Kathryn Loddengaard, a project scientist for Ronkonkoma-based Enviroscience Consultants Inc.,...

Kathryn Loddengaard, a project scientist for Ronkonkoma-based Enviroscience Consultants Inc., testified Thursday in the dumping trial of Thomas Datre Sr. and Thomas Datre Jr. Credit: James Carbone

A defense attorney spent Thursday challenging the credibility of a prosecution witness who conducted sampling of soil and material at sites where authorities allege a father, his son and four others dumped tons of contaminated fill.

Kathryn Loddengaard, a project scientist for Ronkonkoma-based Enviroscience Consultants Inc., returned for a second day of testimony in the Central Islip dumping trial of Thomas Datre Sr. and his son, Thomas Datre Jr.

Datre Jr.’s defense attorney Kevin Kearon asked Loddengaard during cross examination if she was aware the Brentwood site where she did some of the soil testing — Roberto Clemente Park — sat atop what was once a landfill.

Loddengaard testified she and her team “did not know we were sampling on top of a landfill the day we were sampling,” but learned about it later.
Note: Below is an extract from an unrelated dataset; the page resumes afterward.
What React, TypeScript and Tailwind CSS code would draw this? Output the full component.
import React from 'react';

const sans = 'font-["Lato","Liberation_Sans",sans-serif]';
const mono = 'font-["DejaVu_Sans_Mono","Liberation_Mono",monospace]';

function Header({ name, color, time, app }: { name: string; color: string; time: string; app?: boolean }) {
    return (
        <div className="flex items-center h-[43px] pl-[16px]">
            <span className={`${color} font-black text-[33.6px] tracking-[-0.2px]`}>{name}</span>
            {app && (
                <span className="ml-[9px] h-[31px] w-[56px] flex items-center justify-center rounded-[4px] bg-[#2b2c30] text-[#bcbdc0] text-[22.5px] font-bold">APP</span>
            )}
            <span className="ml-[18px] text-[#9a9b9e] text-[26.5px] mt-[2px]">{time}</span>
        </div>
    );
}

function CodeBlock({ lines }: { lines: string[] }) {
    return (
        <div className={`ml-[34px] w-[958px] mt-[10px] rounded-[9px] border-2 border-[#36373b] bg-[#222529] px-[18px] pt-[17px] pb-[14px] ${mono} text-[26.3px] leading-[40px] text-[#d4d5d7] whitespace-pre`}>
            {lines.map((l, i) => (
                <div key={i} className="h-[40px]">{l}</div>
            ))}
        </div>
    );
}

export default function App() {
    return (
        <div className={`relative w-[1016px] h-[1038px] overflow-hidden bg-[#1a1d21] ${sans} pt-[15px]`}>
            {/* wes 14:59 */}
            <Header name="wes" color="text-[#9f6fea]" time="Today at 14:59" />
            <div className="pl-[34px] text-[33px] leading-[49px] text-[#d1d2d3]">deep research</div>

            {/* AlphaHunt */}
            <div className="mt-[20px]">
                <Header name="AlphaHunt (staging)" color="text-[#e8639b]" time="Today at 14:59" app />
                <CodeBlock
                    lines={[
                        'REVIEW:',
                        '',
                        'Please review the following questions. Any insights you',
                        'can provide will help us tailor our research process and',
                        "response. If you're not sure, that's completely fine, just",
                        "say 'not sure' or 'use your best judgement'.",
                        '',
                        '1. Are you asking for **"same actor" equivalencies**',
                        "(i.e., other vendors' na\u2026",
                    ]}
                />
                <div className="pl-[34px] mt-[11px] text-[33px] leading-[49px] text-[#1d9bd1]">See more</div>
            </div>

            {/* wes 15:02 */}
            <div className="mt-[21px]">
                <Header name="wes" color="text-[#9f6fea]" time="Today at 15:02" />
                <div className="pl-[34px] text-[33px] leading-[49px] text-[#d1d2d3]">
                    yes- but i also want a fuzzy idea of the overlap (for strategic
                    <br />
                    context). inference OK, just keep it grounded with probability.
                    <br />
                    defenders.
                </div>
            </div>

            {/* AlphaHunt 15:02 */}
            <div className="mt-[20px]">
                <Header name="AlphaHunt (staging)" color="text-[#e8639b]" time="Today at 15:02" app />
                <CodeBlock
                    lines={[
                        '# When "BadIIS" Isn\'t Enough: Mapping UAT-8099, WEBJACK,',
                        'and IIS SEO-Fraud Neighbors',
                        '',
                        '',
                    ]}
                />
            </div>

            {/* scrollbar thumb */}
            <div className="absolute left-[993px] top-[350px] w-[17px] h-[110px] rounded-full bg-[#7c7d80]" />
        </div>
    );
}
She told Kearon no special precautions were taken to do the testing over the landfill.

Suffolk District Attorney Thomas Spota indicted the Datres, along with four others, in December 2014 for what he deemed a scheme to dump thousands of tons of construction debris — laced with asbestos and harmful chemicals — at four sites in Islip Town and Deer Park.The Datres face criminal mischief charges; as well as endangering public health, safety or the environment; and operating a solid-waste management facility without a permit.

Loddengaard and Thomas Kluender, a project manager at Environscience, as well as other experts, are expected to testify through the end of next week as prosecutors try to show jurors the science behind tests confirming the presence of contaminated material.
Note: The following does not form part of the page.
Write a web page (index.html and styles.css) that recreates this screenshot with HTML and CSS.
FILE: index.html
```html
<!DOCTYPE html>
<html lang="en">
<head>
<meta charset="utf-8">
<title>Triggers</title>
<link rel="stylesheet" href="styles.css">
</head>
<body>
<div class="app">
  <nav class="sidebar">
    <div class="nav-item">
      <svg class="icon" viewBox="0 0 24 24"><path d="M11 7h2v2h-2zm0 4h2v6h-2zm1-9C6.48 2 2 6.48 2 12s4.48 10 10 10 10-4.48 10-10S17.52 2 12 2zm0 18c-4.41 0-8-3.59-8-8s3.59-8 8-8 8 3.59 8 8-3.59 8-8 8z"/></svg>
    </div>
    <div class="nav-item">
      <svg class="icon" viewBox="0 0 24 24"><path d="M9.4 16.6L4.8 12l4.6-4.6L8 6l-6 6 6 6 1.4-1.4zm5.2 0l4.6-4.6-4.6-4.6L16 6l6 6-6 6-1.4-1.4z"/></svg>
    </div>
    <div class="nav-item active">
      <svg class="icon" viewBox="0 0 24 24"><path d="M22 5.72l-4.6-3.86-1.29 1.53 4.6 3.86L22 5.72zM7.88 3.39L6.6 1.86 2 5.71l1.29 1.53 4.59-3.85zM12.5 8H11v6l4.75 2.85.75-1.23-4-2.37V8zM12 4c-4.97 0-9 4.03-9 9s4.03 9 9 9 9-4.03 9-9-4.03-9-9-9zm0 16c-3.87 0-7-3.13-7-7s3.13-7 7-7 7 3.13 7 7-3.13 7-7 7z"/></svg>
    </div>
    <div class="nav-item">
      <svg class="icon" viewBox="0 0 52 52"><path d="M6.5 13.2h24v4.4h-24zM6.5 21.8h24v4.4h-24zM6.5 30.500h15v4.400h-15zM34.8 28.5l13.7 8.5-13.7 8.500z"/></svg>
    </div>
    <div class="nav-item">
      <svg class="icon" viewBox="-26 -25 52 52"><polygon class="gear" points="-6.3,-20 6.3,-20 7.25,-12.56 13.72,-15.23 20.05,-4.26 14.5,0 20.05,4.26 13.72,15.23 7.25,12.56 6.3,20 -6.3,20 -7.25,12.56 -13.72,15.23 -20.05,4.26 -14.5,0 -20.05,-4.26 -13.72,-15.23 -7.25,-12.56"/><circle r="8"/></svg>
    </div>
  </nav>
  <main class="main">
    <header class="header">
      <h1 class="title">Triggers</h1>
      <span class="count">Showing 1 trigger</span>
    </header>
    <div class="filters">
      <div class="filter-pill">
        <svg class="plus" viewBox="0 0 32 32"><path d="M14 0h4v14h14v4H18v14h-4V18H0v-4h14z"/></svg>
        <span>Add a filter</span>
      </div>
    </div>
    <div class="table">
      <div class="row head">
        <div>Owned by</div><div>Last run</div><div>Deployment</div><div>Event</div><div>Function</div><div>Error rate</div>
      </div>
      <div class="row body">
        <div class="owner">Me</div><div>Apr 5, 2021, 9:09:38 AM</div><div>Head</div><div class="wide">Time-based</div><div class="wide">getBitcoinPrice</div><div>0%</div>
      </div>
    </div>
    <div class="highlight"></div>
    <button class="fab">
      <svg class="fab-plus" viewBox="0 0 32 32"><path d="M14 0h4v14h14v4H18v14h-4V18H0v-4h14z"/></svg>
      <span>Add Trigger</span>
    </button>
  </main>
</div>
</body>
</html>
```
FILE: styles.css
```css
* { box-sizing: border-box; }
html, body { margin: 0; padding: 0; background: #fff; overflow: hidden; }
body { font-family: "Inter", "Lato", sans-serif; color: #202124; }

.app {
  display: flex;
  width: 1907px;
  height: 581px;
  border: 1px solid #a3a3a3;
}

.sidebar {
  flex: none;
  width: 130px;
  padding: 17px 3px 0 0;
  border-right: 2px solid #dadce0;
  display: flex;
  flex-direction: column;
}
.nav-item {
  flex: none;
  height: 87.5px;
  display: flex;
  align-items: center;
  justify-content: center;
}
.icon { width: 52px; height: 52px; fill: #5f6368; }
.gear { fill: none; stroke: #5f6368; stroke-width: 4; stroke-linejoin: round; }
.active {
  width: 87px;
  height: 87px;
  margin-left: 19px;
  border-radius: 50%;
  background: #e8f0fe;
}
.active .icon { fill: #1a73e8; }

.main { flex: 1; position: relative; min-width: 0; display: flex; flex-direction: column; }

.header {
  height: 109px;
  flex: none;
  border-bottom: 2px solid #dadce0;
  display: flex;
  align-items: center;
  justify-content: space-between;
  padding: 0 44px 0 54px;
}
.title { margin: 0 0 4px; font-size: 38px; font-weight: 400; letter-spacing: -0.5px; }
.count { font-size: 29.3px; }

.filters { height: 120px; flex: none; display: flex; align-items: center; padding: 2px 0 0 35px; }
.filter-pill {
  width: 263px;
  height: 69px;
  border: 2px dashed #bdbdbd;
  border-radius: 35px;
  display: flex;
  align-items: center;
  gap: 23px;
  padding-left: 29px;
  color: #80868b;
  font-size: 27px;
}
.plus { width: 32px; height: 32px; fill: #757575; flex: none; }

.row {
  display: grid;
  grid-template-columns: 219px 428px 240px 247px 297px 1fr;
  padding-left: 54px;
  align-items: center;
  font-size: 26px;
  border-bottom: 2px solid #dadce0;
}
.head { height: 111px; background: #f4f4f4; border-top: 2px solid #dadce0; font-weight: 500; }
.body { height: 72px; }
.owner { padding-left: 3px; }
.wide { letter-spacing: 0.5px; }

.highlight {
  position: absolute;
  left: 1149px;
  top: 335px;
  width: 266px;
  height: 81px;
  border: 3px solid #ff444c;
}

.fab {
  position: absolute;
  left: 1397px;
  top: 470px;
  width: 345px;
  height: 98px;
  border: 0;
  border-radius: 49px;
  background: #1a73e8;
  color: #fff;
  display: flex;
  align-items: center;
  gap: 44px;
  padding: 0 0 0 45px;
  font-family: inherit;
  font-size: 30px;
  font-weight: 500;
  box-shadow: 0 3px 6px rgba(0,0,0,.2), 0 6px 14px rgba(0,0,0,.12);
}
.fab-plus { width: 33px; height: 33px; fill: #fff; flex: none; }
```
The landfill was unearthed after the removal of tens of thousands of tons of fill from a soccer field and recharge basin at Roberto Clemente Park in Brentwood. Soil and material samples pulled from the park by Loddengaard and others with the firm — hired by Spota’s office in 2014 — turned up asbestos, pesticides, hydrocarbons and metals, officials said.

Late last year, the environmental consulting firm’s president and chief executive told Newsday that whatever was buried in the long-covered landfill would have no affect on the tested soil. Soil borings were only drilled to the level of the topsoil below the fill — well above the location of landfill material, he said.

Spota has alleged trucks operated by Datre Jr. hauled the debris from New York City to Clemente Park; a private lot on Islip Avenue in Central Islip; a housing development for veterans in Islandia and a sensitive wetlands in Deer Park. Asbestos was detected at each site except Veterans Way.

Since the start of the trial Feb. 23, Kearon has questioned several prosecution witnesses, including Town of Islip and state Department of Environmental Conservation officials, on the existence of the landfill in a quest to find who knew about it and when they learned it was there.

Kearon asked Loddengaard if the material tested at the park, referred to by the scientist as “native soil,” could have been “some type of cap put on top of the landfill, presumably brought from someplace else?”

Loddengaard said any cap would have only been in one small area of the soccer field that was over the landfill.

When Kearon asked if Enviroscience ever uncovered the full dimensions of the landfill, Loddengaard answered no, but said trenching done in other parts of the soccer field found no landfill material.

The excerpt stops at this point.